Goal — Starting at the first line of the data, print each line verbatim up to and including the line bearing "const selectedTask = 20;", omitting pictures.

Data segment —
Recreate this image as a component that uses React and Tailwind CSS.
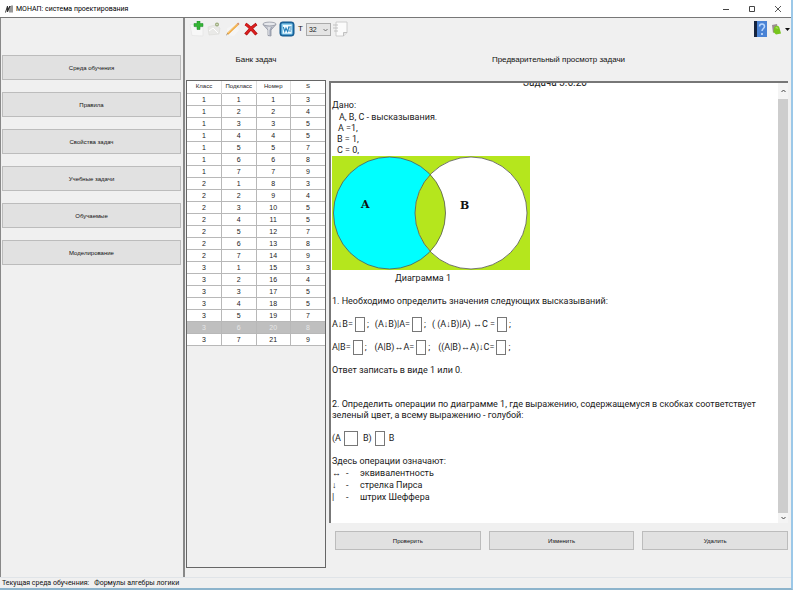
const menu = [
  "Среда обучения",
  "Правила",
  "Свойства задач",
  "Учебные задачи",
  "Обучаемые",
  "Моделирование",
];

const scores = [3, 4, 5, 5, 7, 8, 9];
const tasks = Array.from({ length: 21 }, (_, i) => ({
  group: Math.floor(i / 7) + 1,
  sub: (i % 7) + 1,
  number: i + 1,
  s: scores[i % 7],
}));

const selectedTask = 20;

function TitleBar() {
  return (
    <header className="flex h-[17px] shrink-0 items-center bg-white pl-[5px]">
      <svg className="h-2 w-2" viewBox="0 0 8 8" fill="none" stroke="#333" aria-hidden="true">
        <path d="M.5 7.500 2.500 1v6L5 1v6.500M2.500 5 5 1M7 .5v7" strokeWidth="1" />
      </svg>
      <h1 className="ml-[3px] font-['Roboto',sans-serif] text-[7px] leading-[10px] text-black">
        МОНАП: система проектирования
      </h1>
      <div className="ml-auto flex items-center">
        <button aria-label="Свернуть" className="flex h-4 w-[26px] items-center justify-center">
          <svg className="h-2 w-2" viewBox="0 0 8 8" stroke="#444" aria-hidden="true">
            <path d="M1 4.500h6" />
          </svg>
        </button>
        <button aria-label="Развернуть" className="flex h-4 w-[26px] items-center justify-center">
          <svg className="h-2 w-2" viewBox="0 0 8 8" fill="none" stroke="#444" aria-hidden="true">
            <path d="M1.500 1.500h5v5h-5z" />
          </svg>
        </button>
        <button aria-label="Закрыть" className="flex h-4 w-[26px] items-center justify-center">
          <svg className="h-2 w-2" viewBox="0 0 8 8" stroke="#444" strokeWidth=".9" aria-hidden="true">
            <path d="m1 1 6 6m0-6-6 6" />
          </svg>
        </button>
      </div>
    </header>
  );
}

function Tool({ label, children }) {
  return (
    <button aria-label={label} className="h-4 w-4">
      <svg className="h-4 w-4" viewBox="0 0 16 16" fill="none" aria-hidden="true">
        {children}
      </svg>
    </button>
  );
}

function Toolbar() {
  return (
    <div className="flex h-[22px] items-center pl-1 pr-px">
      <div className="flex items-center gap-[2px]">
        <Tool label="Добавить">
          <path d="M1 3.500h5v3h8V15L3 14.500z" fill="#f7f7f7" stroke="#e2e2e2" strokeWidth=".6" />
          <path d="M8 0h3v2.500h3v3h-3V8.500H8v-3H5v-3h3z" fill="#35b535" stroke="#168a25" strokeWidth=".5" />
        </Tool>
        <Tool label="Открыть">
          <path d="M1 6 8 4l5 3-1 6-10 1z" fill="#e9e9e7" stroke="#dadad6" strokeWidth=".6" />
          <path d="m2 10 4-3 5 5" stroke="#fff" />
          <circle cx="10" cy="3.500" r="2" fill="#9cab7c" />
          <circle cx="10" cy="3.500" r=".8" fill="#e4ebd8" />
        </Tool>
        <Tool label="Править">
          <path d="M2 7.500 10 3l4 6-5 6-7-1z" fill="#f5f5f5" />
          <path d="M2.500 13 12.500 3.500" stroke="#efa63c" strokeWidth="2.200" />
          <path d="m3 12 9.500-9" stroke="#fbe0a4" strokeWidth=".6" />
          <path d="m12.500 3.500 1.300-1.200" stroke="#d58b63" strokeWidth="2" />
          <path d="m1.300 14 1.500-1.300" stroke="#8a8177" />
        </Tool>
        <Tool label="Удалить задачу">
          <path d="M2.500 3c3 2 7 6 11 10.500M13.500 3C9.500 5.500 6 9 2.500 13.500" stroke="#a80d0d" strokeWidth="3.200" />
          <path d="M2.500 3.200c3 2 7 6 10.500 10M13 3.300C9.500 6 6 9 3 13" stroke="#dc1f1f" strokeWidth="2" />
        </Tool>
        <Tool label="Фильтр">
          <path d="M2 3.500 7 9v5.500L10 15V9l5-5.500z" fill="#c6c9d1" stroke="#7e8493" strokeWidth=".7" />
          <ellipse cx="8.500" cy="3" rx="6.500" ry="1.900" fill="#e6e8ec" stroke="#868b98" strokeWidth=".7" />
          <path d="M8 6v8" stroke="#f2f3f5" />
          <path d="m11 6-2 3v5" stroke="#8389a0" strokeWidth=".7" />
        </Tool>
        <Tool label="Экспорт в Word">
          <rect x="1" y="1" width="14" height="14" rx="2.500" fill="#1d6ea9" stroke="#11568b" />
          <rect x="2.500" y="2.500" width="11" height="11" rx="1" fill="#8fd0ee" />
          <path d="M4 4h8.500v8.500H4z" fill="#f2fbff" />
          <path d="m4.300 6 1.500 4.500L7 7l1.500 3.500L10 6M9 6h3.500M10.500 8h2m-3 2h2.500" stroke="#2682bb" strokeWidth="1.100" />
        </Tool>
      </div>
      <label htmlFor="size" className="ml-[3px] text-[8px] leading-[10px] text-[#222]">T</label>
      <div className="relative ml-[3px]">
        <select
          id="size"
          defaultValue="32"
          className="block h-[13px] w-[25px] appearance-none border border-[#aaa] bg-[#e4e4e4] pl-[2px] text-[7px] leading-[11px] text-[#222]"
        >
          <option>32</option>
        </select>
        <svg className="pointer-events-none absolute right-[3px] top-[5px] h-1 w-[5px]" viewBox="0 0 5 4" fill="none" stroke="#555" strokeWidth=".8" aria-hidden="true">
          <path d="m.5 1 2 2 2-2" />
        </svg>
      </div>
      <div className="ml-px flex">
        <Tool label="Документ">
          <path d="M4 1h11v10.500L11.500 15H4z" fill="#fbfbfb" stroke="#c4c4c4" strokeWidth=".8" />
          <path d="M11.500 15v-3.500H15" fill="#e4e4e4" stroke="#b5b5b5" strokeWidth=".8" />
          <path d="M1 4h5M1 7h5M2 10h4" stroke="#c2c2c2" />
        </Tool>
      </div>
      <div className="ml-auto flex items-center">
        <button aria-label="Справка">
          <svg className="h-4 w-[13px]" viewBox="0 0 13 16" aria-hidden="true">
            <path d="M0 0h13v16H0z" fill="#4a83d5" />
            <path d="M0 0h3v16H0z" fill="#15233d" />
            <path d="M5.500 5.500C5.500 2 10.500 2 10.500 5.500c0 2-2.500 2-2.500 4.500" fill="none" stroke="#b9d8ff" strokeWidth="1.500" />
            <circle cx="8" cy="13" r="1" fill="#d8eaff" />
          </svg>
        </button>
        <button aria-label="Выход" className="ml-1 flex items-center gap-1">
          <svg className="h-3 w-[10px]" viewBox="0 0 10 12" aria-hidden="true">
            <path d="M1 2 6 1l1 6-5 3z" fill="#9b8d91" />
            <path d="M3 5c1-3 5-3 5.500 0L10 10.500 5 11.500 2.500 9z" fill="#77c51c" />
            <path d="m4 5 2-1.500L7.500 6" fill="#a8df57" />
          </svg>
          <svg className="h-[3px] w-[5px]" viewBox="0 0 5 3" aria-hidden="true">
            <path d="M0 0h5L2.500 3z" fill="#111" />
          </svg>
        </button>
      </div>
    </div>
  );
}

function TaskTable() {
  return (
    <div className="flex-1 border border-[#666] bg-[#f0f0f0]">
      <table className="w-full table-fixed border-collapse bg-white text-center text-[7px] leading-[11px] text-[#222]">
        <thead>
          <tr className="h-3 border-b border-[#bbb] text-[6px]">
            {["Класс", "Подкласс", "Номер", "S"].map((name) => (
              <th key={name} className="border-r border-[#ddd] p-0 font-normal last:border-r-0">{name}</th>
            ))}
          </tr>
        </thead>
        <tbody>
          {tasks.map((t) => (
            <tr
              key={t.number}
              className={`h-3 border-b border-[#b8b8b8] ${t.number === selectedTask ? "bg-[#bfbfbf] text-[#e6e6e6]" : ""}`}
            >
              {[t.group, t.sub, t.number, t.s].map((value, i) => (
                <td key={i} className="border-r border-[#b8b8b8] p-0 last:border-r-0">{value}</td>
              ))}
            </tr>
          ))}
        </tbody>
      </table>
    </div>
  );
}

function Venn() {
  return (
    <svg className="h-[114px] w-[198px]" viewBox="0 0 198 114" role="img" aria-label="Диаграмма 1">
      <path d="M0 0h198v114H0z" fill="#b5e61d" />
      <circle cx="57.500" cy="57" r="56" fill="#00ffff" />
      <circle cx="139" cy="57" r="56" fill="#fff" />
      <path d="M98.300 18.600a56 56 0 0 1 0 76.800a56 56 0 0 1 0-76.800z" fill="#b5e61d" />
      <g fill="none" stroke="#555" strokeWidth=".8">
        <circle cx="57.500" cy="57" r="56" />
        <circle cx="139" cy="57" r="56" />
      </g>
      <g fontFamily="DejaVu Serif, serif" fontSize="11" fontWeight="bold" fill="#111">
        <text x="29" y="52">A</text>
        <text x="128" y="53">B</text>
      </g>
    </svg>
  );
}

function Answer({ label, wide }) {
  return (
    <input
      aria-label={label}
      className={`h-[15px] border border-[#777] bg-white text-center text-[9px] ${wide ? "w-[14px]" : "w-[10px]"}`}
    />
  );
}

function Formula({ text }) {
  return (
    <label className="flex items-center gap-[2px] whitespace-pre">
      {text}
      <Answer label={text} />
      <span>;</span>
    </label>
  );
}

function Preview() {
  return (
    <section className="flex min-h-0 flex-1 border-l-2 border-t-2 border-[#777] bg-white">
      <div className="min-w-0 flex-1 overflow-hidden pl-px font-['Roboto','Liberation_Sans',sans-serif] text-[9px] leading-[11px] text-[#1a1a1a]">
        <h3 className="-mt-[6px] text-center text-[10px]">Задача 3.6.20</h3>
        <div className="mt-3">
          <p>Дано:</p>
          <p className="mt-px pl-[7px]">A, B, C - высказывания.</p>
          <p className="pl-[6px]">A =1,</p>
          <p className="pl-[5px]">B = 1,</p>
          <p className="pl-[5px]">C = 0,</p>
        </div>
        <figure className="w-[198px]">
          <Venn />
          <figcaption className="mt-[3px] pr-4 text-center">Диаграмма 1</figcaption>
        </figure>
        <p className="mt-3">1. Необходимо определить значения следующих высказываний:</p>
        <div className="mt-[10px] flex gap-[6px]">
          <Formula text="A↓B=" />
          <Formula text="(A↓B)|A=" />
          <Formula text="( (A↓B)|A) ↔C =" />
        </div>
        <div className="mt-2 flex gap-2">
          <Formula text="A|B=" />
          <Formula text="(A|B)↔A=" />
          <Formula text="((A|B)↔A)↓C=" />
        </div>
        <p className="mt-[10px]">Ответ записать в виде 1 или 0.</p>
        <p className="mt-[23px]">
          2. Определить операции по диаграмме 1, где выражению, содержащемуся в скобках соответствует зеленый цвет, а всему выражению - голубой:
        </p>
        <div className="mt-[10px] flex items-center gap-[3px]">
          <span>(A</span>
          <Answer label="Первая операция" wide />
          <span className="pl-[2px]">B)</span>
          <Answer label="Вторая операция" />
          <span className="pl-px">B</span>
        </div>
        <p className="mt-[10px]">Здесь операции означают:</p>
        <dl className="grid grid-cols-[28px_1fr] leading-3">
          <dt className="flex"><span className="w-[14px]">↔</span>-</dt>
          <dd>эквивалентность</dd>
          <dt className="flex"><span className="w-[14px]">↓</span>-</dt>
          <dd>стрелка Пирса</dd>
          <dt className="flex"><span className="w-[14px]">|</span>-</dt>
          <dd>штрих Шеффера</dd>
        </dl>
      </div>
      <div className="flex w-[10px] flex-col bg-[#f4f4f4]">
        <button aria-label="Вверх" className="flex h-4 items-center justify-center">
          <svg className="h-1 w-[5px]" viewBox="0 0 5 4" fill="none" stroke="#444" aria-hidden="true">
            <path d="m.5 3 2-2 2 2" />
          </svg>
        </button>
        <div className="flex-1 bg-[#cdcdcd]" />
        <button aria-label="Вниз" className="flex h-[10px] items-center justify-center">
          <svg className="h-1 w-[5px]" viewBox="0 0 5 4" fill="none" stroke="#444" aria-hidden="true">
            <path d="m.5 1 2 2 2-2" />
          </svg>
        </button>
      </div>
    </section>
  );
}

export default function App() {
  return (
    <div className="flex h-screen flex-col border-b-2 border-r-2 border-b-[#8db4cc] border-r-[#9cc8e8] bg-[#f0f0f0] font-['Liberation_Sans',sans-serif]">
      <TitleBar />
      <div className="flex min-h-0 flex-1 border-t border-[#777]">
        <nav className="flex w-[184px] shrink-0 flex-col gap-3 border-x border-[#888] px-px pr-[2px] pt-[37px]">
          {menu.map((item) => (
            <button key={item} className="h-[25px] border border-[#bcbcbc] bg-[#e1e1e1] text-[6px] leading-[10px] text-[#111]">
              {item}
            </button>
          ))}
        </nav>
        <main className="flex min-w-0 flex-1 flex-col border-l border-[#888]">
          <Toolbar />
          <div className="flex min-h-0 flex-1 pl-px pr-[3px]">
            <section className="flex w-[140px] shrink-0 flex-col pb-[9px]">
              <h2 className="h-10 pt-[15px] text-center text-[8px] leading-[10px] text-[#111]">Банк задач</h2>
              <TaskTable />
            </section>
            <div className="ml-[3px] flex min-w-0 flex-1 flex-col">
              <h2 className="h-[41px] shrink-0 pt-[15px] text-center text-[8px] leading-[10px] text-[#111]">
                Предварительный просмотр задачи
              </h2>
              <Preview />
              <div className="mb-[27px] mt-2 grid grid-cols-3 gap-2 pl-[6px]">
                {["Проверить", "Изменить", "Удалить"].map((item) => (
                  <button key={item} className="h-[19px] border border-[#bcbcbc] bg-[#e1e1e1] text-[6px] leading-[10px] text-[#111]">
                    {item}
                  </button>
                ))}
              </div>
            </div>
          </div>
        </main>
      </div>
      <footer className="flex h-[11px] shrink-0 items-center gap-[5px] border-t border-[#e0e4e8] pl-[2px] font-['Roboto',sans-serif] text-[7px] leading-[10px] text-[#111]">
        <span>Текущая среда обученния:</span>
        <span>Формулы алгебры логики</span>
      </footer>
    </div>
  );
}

Completed task —
Recreate this image as a component that uses React and Tailwind CSS.
const menu = [
  "Среда обучения",
  "Правила",
  "Свойства задач",
  "Учебные задачи",
  "Обучаемые",
  "Моделирование",
];

const scores = [3, 4, 5, 5, 7, 8, 9];
const tasks = Array.from({ length: 21 }, (_, i) => ({
  group: Math.floor(i / 7) + 1,
  sub: (i % 7) + 1,
  number: i + 1,
  s: scores[i % 7],
}));

const selectedTask = 20;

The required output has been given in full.